Although her house was important to her, her garden was her passion, her true love.  I made a point of walking round it before her funeral, as I usually did when I visited, and the house too, with the rooms cleared of the detritus of old age.  In her later years, walking sticks, then Zimmer frames had appeared, along with piles of papers and clothes that were easier for her, being at hand.  It all seemed as it had done when I was a child.

The garden was designed very simply, mainly for production.  It was long and narrow, a small lawn on one side, a fishpond on the other and a concrete path slicing it in two till nearly the end, where Grandad’s greenhouse was.  He used to grow tomatoes there, yellow and red ones.   Grandma’s greenhouse was about halfway up. She used to do her bedding plants there for around the lawns, and cuttings.  When Grandad died, this was transferred to his greenhouse, and a grapevine slowly overtook hers.  She took great pride in her home-grown grapes, which tasted slightly acid despite them being a dessert variety.

The land between Grandad’s greenhouse and Grandma’s greenhouse was vegetable, and between her’s and the house was garden. Lilac and apple trees, a glorious white magnolia tree which flowered in late spring.  The border between the garden and the vegetables on one side was a row of asparagus, which seemed to come year after year.

On the other side it was more variable; sometimes peas, or broad beans or cabbage.  Thereafter row after row of vegetable was planted, according to their season.  Cabbages, onions, radish, beetroot, leeks, carrots, potatoes, rhubarb, raspberries, strawberries, lettuce spring onions – the list goes on.  When Grandad was alive he had multi-colour rows dahlias and chrysanthemums, for cutting, and sweet peas too.

The garden changed very little over the years – Grandma had the pond filled in so she wouldn’t trip and fall in it on her way down the garden.  Apart from that, I recall no significant changes.  When Grandma got less able to dig and weed, my uncle took over.  She would sit on a chair and watch.  Along with her dogs, her ashes are buried there, under the magnolia.

The house seemed to change the most; the inevitable kitchen extension, conversion to central heating when she could no longer ‘mend’ the fire, installing a downstairs bathroom when she could no longer manage the stairs.  A team of carers gradually came to help her, so the surfaces were not as polished as she would have liked.  Her world became narrower, her conversations quite limited, but she always seemed to expand and brighten when she talked about my mother.  What she did, what she said.  She had always talked about my mother.

My mother was her eldest child, favoured in a way by her brightness.  Though my Grandma never said it, she worked and saved hard to send her to college, at a time when there were no such things as grants or student loans and few places.  Working class people rarely made it beyond secondary education.  She told me about how my mother used to telegraph her, when she needed more money, as a student in London.  Or how my mother would adapt her costumes, as she called them, and go out wearing quite curious ensembles – there are some photographs somewhere.
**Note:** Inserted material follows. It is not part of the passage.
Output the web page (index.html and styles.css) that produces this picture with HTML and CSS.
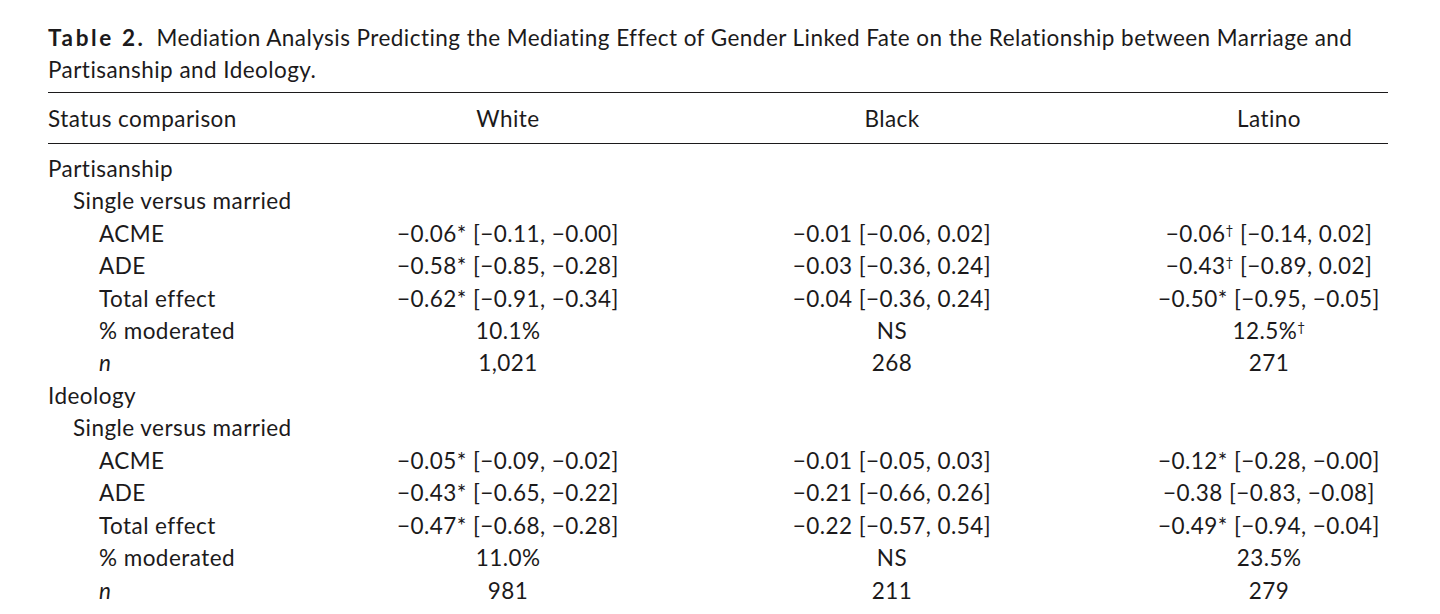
FILE: index.html
```html
<!DOCTYPE html>
<html lang="en">
<head>
<meta charset="utf-8">
<title>Table 2</title>
<link rel="stylesheet" href="styles.css">
</head>
<body>
<div class="page">
  <p class="caption"><span class="label">Table 2.</span>Mediation Analysis Predicting the Mediating Effect of Gender Linked Fate on the Relationship between Marriage and<br>Partisanship and Ideology.</p>
  <div class="table">
    <div class="row head">
      <div class="c-label">Status comparison</div>
      <div class="c-val">White</div>
      <div class="c-val">Black</div>
      <div class="c-val c-last">Latino</div>
    </div>
    <div class="tbody">
      <div class="row"><div class="c-label l0">Partisanship</div></div>
      <div class="row"><div class="c-label l1">Single versus married</div></div>
      <div class="row">
        <div class="c-label l2">ACME</div>
        <div class="c-val">−0.06* [−0.11, −0.00]</div>
        <div class="c-val">−0.01 [−0.06, 0.02]</div>
        <div class="c-val c-last">−0.06<sup>†</sup> [−0.14, 0.02]</div>
      </div>
      <div class="row">
        <div class="c-label l2">ADE</div>
        <div class="c-val">−0.58* [−0.85, −0.28]</div>
        <div class="c-val">−0.03 [−0.36, 0.24]</div>
        <div class="c-val c-last">−0.43<sup>†</sup> [−0.89, 0.02]</div>
      </div>
      <div class="row">
        <div class="c-label l2">Total effect</div>
        <div class="c-val">−0.62* [−0.91, −0.34]</div>
        <div class="c-val">−0.04 [−0.36, 0.24]</div>
        <div class="c-val c-last">−0.50* [−0.95, −0.05]</div>
      </div>
      <div class="row">
        <div class="c-label l2">% moderated</div>
        <div class="c-val">10.1%</div>
        <div class="c-val">NS</div>
        <div class="c-val c-last">12.5%<sup>†</sup></div>
      </div>
      <div class="row">
        <div class="c-label l2"><i>n</i></div>
        <div class="c-val">1,021</div>
        <div class="c-val">268</div>
        <div class="c-val c-last">271</div>
      </div>
      <div class="row"><div class="c-label l0">Ideology</div></div>
      <div class="row"><div class="c-label l1">Single versus married</div></div>
      <div class="row">
        <div class="c-label l2">ACME</div>
        <div class="c-val">−0.05* [−0.09, −0.02]</div>
        <div class="c-val">−0.01 [−0.05, 0.03]</div>
        <div class="c-val c-last">−0.12* [−0.28, −0.00]</div>
      </div>
      <div class="row">
        <div class="c-label l2">ADE</div>
        <div class="c-val">−0.43* [−0.65, −0.22]</div>
        <div class="c-val">−0.21 [−0.66, 0.26]</div>
        <div class="c-val c-last">−0.38 [−0.83, −0.08]</div>
      </div>
      <div class="row">
        <div class="c-label l2">Total effect</div>
        <div class="c-val">−0.47* [−0.68, −0.28]</div>
        <div class="c-val">−0.22 [−0.57, 0.54]</div>
        <div class="c-val c-last">−0.49* [−0.94, −0.04]</div>
      </div>
      <div class="row">
        <div class="c-label l2">% moderated</div>
        <div class="c-val">11.0%</div>
        <div class="c-val">NS</div>
        <div class="c-val c-last">23.5%</div>
      </div>
      <div class="row">
        <div class="c-label l2"><i>n</i></div>
        <div class="c-val">981</div>
        <div class="c-val">211</div>
        <div class="c-val c-last">279</div>
      </div>
    </div>
  </div>
</div>
</body>
</html>
```

FILE: styles.css
```css
html, body {
  margin: 0;
  padding: 0;
  background: #ffffff;
}

body {
  font-family: "Lato", "Open Sans", sans-serif;
  color: #1c1a1b;
  font-size: 22.5px;
  letter-spacing: 0.45px;
}

.page {
  padding: 22px 52px 0 48px;
}

.caption {
  margin: 0 0 6px 0;
  line-height: 32px;
}

.caption .label {
  font-weight: 700;
  letter-spacing: 2.6px;
  margin-right: 11px;
}

.table {
  border-top: 1.3px solid #1c1a1b;
}

.row {
  display: grid;
  grid-template-columns: 270px 380px 388px 1fr;
  align-items: center;
  height: 32.46px;
  white-space: nowrap;
}

.row.head {
  height: 50px;
  border-bottom: 1.3px solid #1c1a1b;
}

.tbody {
  padding-top: 8px;
}

.c-label.l0 { padding-left: 0; }
.c-label.l1 { padding-left: 25px; }
.c-label.l2 { padding-left: 51px; }

.c-val {
  text-align: center;
}

.c-last {
  padding-left: 64px;
}

sup {
  font-size: 0.6em;
  line-height: 0;
  vertical-align: 0.55em;
}

i {
  font-style: italic;
}
```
She also gave me things that had belonged to my mother, or were made by her.  Things she must have given her at some time, or things left at home.  There is an oil miniature of peonies, slightly abstract, in an old wooden frame.  I imagine she might have bought it in a junk shop and inserted her painting in it.  Also some pottery she made.  One bowl in brown ceramic has prawns carved into the clay beneath.  I keep some shells I collected in Florida in it.  Another shallow bowl, almost a plate, has a curious green glaze.  I keep coins and stamps in that one.

Then there are things she gave me that must have come from my mother and father’s travels.  A copper plate, inlaid with silver, probably from their time in Syria and Iraq.  It is a figurative Islamic design which looks like two seven pointed stars interwoven, with alternate silver spirals in the centre sections.  A brass candleholder, engraved with an almost floral design and a finger holder.  You would carry it with you on your journey.

From who knows where came the glass or crystal inkstand, which is cut and shaped so that if the inkwell is filled, light is caught in a rainbow.

Grandma also gave me photographs.  Though I now have many images, hers were the first and the only ones of when my mother was young.  When I saw them I could well understand why she used to call me by my mother’s name.  I especially like the ones taken of her when she was a baby, then my mother.  I can find ones of me or my twin sister as babies about the same age.  You can see a thread of likeness running through us.

When I got the portrait home, I saw how warped it was – all those years hanging alone no doubt.  I had it restored and re-framed.  When the old frame was taken off and backing removed a name in pencil was revealed, presumably the friend that painted it.  Now that it is cleaned up, the whorls of oil show up, giving it a texture.  The red dahlias in the background seem alive, the blue covers on the armchair freshly washed.  In the picture she is sitting sideways on the armchair, paper perched, writing.